> _INSTRUCTION_: Restate, exactly and only, the lines from the first through the line containing "const DETAIL_ROW = 19;".

> _COLLECTED MATERIAL_:
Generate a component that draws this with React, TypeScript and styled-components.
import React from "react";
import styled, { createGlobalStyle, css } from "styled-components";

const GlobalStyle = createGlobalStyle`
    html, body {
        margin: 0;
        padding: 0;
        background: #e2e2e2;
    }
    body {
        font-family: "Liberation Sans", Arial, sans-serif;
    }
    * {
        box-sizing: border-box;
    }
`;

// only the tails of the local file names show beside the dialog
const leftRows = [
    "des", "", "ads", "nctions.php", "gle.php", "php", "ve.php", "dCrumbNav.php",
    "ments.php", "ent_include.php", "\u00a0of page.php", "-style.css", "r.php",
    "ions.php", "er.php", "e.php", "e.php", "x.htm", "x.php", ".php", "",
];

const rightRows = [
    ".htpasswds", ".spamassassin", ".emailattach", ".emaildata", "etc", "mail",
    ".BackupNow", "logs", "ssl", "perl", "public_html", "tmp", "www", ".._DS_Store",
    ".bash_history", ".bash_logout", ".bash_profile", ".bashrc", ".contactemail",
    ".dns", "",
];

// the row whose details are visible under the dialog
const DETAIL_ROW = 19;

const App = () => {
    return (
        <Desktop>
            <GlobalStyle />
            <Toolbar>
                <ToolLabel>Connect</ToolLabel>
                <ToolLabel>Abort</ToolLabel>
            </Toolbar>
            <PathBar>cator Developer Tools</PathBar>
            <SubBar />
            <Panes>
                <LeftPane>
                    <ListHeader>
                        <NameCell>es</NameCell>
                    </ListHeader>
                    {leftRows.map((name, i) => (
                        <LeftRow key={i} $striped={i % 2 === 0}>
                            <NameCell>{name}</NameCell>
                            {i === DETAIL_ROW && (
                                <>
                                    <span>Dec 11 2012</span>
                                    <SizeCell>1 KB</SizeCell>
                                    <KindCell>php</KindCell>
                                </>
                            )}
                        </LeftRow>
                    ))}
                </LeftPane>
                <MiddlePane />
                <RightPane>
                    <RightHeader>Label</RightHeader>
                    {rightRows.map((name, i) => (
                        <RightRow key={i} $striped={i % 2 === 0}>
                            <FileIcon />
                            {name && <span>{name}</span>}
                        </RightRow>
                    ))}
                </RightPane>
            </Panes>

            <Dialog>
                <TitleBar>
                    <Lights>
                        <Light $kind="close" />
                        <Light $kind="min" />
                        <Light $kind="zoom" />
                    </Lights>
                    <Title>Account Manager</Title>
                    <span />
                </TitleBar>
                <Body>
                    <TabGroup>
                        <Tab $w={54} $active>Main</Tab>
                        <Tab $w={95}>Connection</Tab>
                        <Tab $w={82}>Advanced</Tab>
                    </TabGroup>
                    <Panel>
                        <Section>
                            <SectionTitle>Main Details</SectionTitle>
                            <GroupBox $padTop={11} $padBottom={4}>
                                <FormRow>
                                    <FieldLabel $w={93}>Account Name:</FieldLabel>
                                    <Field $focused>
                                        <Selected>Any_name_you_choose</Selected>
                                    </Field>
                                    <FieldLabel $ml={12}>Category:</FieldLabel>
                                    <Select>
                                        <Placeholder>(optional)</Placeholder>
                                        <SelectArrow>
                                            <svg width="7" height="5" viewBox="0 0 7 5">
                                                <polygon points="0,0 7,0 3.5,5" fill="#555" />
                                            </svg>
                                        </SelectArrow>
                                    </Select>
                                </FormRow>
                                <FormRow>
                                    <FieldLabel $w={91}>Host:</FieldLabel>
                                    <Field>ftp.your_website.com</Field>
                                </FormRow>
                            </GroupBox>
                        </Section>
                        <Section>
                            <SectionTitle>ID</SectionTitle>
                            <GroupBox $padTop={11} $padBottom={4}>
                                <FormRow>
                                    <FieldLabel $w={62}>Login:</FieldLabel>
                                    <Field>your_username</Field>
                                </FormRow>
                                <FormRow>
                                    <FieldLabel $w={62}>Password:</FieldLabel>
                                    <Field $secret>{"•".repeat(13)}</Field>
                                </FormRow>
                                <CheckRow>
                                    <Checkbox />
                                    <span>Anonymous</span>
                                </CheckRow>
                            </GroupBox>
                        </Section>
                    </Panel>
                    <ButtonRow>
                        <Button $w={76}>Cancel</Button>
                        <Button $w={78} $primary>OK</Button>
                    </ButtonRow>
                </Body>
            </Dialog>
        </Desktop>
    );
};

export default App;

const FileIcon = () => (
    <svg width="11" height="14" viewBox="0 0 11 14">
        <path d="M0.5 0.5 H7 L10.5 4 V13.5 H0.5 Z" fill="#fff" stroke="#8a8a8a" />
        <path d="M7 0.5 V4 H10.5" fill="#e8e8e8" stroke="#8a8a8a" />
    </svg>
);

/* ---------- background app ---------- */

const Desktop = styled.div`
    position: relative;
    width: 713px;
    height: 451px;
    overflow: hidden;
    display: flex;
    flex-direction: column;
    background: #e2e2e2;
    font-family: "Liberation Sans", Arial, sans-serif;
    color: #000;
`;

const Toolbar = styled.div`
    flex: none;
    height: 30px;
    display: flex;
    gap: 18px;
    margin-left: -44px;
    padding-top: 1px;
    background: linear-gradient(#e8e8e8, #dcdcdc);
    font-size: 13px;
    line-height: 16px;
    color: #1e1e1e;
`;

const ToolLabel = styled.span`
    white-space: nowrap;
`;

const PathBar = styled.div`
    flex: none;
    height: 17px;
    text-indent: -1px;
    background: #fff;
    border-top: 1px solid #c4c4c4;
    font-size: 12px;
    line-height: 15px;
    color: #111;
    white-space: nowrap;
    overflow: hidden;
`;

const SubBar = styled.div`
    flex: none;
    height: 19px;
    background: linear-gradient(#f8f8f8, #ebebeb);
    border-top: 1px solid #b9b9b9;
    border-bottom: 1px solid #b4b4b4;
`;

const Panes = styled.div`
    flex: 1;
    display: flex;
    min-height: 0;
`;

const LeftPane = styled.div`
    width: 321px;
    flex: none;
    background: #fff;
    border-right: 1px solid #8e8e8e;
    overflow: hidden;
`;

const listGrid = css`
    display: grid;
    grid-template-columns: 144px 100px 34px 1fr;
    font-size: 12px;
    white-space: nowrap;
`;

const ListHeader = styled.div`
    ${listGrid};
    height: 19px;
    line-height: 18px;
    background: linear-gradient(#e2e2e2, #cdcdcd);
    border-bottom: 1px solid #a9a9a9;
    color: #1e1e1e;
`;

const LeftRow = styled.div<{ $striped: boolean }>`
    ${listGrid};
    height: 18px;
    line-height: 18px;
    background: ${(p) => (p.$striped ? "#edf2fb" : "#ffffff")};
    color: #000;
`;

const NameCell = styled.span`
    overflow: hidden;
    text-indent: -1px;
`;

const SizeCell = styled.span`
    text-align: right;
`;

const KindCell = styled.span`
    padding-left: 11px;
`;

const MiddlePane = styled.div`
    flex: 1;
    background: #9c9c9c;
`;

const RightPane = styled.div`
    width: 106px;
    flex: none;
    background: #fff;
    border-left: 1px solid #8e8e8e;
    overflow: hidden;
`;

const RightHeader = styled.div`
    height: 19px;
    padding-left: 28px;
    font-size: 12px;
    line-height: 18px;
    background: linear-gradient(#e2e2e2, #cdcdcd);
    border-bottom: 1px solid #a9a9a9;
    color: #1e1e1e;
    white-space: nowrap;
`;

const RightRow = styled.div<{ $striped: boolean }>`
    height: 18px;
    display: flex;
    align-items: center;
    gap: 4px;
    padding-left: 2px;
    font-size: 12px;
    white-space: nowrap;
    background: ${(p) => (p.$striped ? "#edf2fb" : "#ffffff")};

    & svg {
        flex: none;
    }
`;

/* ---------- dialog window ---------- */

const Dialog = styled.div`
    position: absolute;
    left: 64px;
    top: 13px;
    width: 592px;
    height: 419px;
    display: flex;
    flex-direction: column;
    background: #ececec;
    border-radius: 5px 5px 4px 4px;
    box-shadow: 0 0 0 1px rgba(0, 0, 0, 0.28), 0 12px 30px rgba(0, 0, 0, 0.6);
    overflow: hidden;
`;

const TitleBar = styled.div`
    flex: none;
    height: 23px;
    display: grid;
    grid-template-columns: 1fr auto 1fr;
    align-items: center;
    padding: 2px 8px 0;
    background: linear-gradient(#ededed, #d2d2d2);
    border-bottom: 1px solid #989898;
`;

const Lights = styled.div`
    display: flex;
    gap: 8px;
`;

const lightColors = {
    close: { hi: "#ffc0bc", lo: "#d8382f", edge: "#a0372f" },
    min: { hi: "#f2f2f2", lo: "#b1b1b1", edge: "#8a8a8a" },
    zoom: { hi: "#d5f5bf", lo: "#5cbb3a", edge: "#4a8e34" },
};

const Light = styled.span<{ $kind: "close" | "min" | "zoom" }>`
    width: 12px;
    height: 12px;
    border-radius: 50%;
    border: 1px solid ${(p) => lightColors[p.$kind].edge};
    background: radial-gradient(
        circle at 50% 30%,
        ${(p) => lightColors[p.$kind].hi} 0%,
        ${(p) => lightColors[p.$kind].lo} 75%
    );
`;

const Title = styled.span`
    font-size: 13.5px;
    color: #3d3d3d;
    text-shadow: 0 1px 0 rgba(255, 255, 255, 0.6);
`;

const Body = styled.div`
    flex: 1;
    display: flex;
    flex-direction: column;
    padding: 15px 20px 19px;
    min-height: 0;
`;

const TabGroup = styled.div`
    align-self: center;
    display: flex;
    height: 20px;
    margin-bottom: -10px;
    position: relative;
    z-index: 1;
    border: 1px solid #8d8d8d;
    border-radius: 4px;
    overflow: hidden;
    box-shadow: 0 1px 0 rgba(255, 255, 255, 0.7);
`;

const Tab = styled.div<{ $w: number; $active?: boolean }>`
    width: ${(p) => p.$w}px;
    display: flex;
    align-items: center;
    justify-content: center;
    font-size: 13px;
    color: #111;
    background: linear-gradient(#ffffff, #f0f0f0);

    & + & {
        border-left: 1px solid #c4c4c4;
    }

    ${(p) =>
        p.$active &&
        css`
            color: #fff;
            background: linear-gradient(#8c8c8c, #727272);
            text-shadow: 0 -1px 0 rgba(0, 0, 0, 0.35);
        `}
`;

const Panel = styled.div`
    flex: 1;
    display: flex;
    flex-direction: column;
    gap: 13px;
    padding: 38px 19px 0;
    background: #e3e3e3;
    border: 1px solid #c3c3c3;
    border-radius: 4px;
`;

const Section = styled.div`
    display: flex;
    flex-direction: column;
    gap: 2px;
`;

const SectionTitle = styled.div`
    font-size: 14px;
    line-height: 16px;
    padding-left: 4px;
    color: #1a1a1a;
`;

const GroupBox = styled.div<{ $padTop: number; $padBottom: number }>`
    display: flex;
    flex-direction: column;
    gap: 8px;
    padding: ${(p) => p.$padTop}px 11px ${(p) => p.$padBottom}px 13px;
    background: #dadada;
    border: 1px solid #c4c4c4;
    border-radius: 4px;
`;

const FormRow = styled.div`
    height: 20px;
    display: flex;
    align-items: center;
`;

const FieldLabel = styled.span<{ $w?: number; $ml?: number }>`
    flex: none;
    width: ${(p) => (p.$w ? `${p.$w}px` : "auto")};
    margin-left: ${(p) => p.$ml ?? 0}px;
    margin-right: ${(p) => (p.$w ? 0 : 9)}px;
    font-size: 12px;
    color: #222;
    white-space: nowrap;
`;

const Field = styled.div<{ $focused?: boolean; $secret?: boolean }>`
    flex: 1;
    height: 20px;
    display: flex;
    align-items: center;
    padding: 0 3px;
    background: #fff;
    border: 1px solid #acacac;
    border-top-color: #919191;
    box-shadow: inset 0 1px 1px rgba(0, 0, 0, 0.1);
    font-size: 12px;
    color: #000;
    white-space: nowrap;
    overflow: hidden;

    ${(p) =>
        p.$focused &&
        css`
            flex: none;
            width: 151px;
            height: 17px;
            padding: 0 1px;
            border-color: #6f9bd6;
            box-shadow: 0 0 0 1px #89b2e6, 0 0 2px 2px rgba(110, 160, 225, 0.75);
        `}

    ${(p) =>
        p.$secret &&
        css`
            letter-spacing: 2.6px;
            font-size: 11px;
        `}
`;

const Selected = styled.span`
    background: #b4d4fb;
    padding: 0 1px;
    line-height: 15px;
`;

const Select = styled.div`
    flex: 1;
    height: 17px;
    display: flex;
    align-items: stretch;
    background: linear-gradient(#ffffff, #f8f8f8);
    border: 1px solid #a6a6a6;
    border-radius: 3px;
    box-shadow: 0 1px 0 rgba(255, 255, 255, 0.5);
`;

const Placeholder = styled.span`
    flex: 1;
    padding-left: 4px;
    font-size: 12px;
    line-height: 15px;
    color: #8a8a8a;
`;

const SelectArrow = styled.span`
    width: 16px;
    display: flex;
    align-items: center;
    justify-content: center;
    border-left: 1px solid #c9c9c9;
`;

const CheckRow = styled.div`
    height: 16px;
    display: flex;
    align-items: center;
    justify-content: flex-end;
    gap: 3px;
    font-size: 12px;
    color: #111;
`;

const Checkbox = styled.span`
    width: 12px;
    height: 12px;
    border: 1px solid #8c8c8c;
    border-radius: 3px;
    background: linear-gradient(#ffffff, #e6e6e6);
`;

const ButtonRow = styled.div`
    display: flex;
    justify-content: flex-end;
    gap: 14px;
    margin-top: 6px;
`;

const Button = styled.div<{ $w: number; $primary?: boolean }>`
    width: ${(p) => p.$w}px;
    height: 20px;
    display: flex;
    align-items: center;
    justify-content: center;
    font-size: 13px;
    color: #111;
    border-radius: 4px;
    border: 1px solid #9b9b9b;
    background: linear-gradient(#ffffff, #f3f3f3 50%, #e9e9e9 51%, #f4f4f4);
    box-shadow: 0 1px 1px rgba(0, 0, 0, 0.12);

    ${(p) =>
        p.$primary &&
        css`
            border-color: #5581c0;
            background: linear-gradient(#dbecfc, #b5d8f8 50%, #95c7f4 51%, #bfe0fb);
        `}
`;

> _OUTPUT FOR THIS TASK_:
Generate a component that draws this with React, TypeScript and styled-components.
import React from "react";
import styled, { createGlobalStyle, css } from "styled-components";

const GlobalStyle = createGlobalStyle`
    html, body {
        margin: 0;
        padding: 0;
        background: #e2e2e2;
    }
    body {
        font-family: "Liberation Sans", Arial, sans-serif;
    }
    * {
        box-sizing: border-box;
    }
`;

// only the tails of the local file names show beside the dialog
const leftRows = [
    "des", "", "ads", "nctions.php", "gle.php", "php", "ve.php", "dCrumbNav.php",
    "ments.php", "ent_include.php", "\u00a0of page.php", "-style.css", "r.php",
    "ions.php", "er.php", "e.php", "e.php", "x.htm", "x.php", ".php", "",
];

const rightRows = [
    ".htpasswds", ".spamassassin", ".emailattach", ".emaildata", "etc", "mail",
    ".BackupNow", "logs", "ssl", "perl", "public_html", "tmp", "www", ".._DS_Store",
    ".bash_history", ".bash_logout", ".bash_profile", ".bashrc", ".contactemail",
    ".dns", "",
];

// the row whose details are visible under the dialog
const DETAIL_ROW = 19;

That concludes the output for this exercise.